On peut s’interroger sur la pertinence de la démarche du COJ.
[1] Saisi par la ministre du Travail, le secrétaire d’État auprès du ministre de l’Éducation nationale et de la Jeunesse, la secrétaire d’État auprès de la ministre des Solidarités et de la Santé. Lettre de saisine du 12 décembre 2019.
[2] D’autres publics peuvent être ciblés en fonction des problématiques locales.
[3] Ordonnance de mars 1982 et loi 19 décembre 1989 favorisant le retour à l’emploi et la lutte contre l’exclusion professionnelle.
[4] Celles-ci ont constitué dès lors un service public de proximité pour les jeunes en demande d’insertion en associant l’Etat, les collectivités locales et les acteurs du territoire. En s’appuyant sur les acteurs reconnus aujourd’hui, les missions locales et leurs partenaires ont développé des initiatives qui ont pallié à l’absence des droits sociaux pour les jeunes à partir de 18 ans.
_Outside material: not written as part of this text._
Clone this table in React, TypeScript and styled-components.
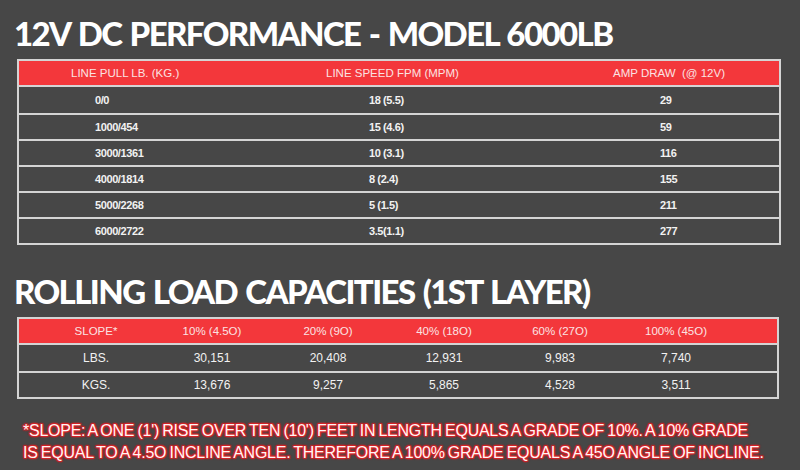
import React from "react";
import styled, { createGlobalStyle } from "styled-components";

const Global = createGlobalStyle`
  html, body { margin: 0; padding: 0; background: #474747; }
  body { width: 800px; height: 470px; overflow: hidden; }
`;

const Page = styled.div`
  width: 800px;
  height: 470px;
  box-sizing: border-box;
  padding: 14px 0 0 17px;
  background: #474747;
  font-family: "Liberation Sans", Arial, sans-serif;
  display: flex;
  flex-direction: column;
`;

const Title = styled.h1<{ $top: number }>`
  margin: ${(p) => p.$top}px 0 0 -3px;
  font-family: "Lato", "DejaVu Sans", sans-serif;
  font-weight: 900;
  font-size: 33px;
  line-height: 38px;
  color: #ffffff;
  letter-spacing: -1.6px;
  word-spacing: 2px;
  white-space: nowrap;
`;

const Table = styled.div<{ $cols: string; $top: number; $width: number }>`
  margin-top: ${(p) => p.$top}px;
  width: ${(p) => p.$width}px;
  box-sizing: border-box;
  border: 2px solid #d4d4d4;
  display: grid;
  grid-template-columns: ${(p) => p.$cols};
`;

const HeadCell = styled.div<{ $pad?: number; $center?: boolean }>`
  background: #f3373b;
  height: 24px;
  display: flex;
  align-items: center;
  justify-content: ${(p) => (p.$center ? "center" : "flex-start")};
  padding-left: ${(p) => p.$pad ?? 0}px;
  font-size: 11.5px;
  color: #fbe3e3;
  white-space: nowrap;
  border-bottom: 2px solid #d4d4d4;
`;

const Cell = styled.div<{ $pad?: number; $center?: boolean; $bold?: boolean; $first?: boolean }>`
  height: ${(p) => (p.$first ? 26 : 24)}px;
  display: flex;
  align-items: center;
  justify-content: ${(p) => (p.$center ? "center" : "flex-start")};
  padding-left: ${(p) => p.$pad ?? 0}px;
  font-size: ${(p) => (p.$bold ? 11 : 12)}px;
  font-weight: ${(p) => (p.$bold ? 700 : 400)};
  letter-spacing: ${(p) => (p.$bold ? "-0.4px" : "0")};
  color: #f2f2f2;
  white-space: nowrap;
  border-top: ${(p) => (p.$first ? "none" : "2px solid #d4d4d4")};
`;

const Note = styled.p`
  margin: 21px 0 0 6px;
  font-size: 16px;
  line-height: 22px;
  color: #fff4f4;
  letter-spacing: -0.25px;
  word-spacing: -1px;
  text-shadow: 0 0 2px #e0262a, 0 0 2px #e0262a, 0 0 3px #d82a2e, 1px 1px 1px #c92025, -1px -1px 1px #c92025,
    1px -1px 1px #c92025, -1px 1px 1px #c92025;
  white-space: nowrap;
`;

const perfCols = [
  { head: 52, data: 76 },
  { head: 34, data: 77 },
  { head: 21, data: 68 },
];

const perfRows = [
  ["0/0", "18 (5.5)", "29"],
  ["1000/454", "15 (4.6)", "59"],
  ["3000/1361", "10 (3.1)", "116"],
  ["4000/1814", "8 (2.4)", "155"],
  ["5000/2268", "5 (1.5)", "211"],
  ["6000/2722", "3.5(1.1)", "277"],
];

const loadHead = ["SLOPE*", "10% (4.5O)", "20% (9O)", "40% (18O)", "60% (27O)", "100% (45O)"];
const loadRows = [
  ["LBS.", "30,151", "20,408", "12,931", "9,983", "7,740"],
  ["KGS.", "13,676", "9,257", "5,865", "4,528", "3,511"],
];

export default function App() {
  return (
    <>
      <Global />
      <Page>
        <Title $top={0}>12V DC PERFORMANCE - MODEL 6000LB</Title>
        <Table $top={7} $width={764} $cols="273px 300px 1fr">
          <HeadCell $pad={perfCols[0].head}>LINE PULL LB. (KG.)</HeadCell>
          <HeadCell $pad={perfCols[1].head}>LINE SPEED FPM (MPM)</HeadCell>
          <HeadCell $pad={perfCols[2].head}>AMP DRAW&nbsp;&nbsp;(@ 12V)</HeadCell>
          {perfRows.map((r, i) =>
            r.map((v, j) => (
              <Cell key={`${i}-${j}`} $bold $first={i === 0} $pad={perfCols[j].data}>
                {v}
              </Cell>
            ))
          )}
        </Table>
        <Title $top={27}>ROLLING LOAD CAPACITIES (1ST LAYER)</Title>
        <Table $top={7} $width={762} $cols="19px repeat(6, 116px) 1fr">
          <HeadCell />
          {loadHead.map((h) => (
            <HeadCell key={h} $center>
              {h}
            </HeadCell>
          ))}
          <HeadCell />
          {loadRows.map((r, i) => (
            <React.Fragment key={i}>
              <Cell $first={i === 0} />
              {r.map((v, j) => (
                <Cell key={j} $center $first={i === 0}>
                  {v}
                </Cell>
              ))}
              <Cell $first={i === 0} />
            </React.Fragment>
          ))}
        </Table>
        <Note>
          *SLOPE: A ONE (1') RISE OVER TEN (10') FEET IN LENGTH EQUALS A GRADE OF 10%. A 10% GRADE
          <br />
          IS EQUAL TO A 4.5O INCLINE ANGLE. THEREFORE A 100% GRADE EQUALS A 45O ANGLE OF INCLINE.
        </Note>
      </Page>
    </>
  );
}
Le futur SPI devra prendre en compte la question de la garantie de ressources pour les jeunes dès 18 ans et l’obligation de formation pour les 16/18 ans qui figure dans loi n°2019791 du 26 juillet 2019 pour une école de la confiance et entrera en vigueur en septembre 2020.
[5] https://travail-emploi.gouv.fr/ministere/service-public-de-l-emploi/article/missions-locales
[6] « Néanmoins, chaque SPI établira ses priorités locales pour des actions de repérage et de mobilisation : la gouvernance locale ciblera les publics les plus en difficulté sur son territoire. »
[7] Cette proximité serait variable et adaptée aux spécificités des territoires.
[8] Pour cela, il faudrait « partager en temps réel, les informations entre les acteurs ; Désigner un référent unique qui garantisse un parcours sans rupture et la complémentarité des offres de services ; Prendre en compte toutes les actions favorisant la levée des freins sanitaires et sociaux (santé, logement, mobilité…) et celles qui favorisent l’accès des jeunes à la formation, à la qualification et à l’emploi de qualité ; Assurer un pilotage qui soit garant de la coordination des acteurs et de la mise en œuvre de l’approche globale de l’accompagnement ; Mettre en place une évaluation des résultats des actions (Indicateurs communs et partagés), assurée par un évaluateur externe au SPI. »
[9] Proposer des actions préparatoires à l’emploi portant notamment sur le développement de l’intelligence émotionnelle qui favorise l’estime et la confiance en soi, indispensables aux jeunes très éloignés de l’emploi et/ou vulnérables ; Donner l’opportunité aux jeunes de découvrir et tester de nouveaux emplois en associant les entreprises, les acteurs de l’économie sociale et solidaire.